For a while Nicolas Cage was playing action heroes in films like 'The Rock', 'Con Air' and 'Face/Off', but in this film and the recent 'Adaptation' he establishes himself as the actor to call on when a film needs an anal retentive neurotic – and just as in 'Adapation' he played identical twins, here he plays a man split between dual rôles of glib, self-justifying criminal and tormented, moralistic father. Despite all the twitches and tics, Cage makes Roy a highly sympathetic figure – a confidence trickster with no confidence whose best deception is the one he reserves for himself.

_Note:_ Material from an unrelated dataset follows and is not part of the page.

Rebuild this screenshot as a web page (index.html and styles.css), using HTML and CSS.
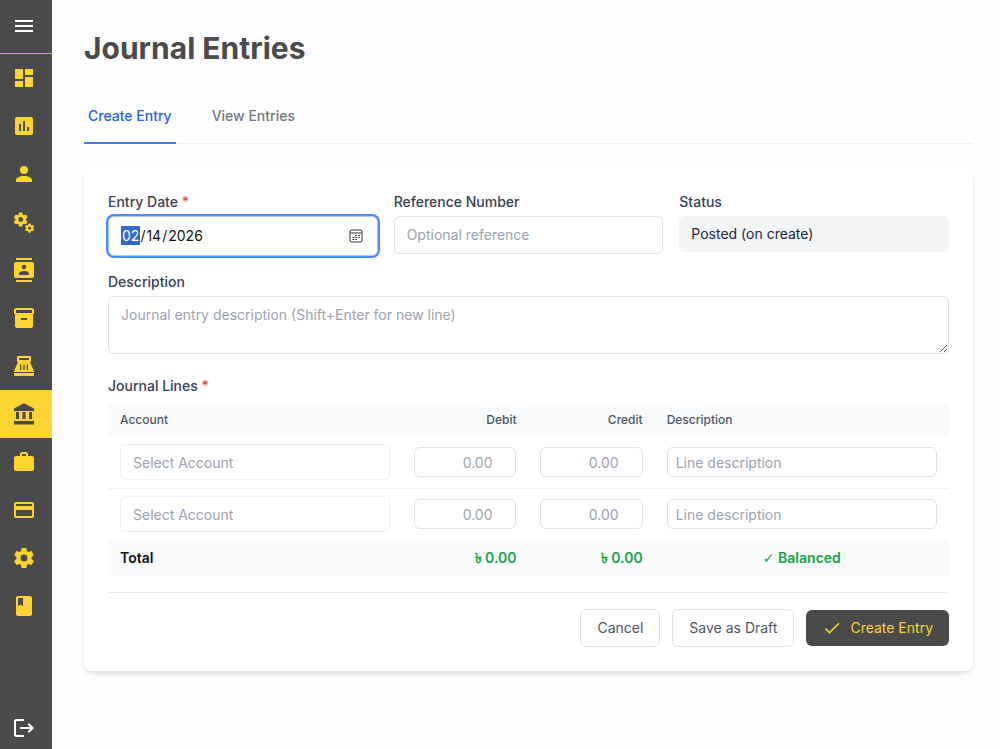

Director Ridley Scott is best known for large scale alien encounters and gladiatorial conflicts, but here he proves just as adept at handling the subtle characterisation involved in an awkward (but loving) father-daughter relationship – as well as pulling off a complicated scam. 'Matchstick Men' includes, like all confidence trick films, a mindbending twist, but it does not end with the twist itself, but with its aftermath a year later. In this way the film is also a neatly symmetrical morality drama about crime, punishment and redemption, where it is left ultimately to the viewer to decide whether Roy has turned out the winner or the loser.

A well directed, tightly scripted film where every detail plays a part in the whole, with a solution that is as satisfying emotionally as it is intellectually.

It's Got: Individually vacuum-packed tuna tins and very clean carpets.

It Needs: At first it seemed to need to decide whether it wanted to be a confidence trick flick, a psychological profile or a family reunion film - but in the end all these strands proved to be inextricably, and satisfyingly, linked.

Summary

Just when the confidence trick film seemed to have breathed its last, Ridley Scott has come along and given it new life by expanding its horizons. Not just a pretty scam (although it certainly is that), but also a redemptive drama whose deeply flawed central character is allowed to develop and change. Not a world changer, but far more intelligent and moving than 'Gladiator'.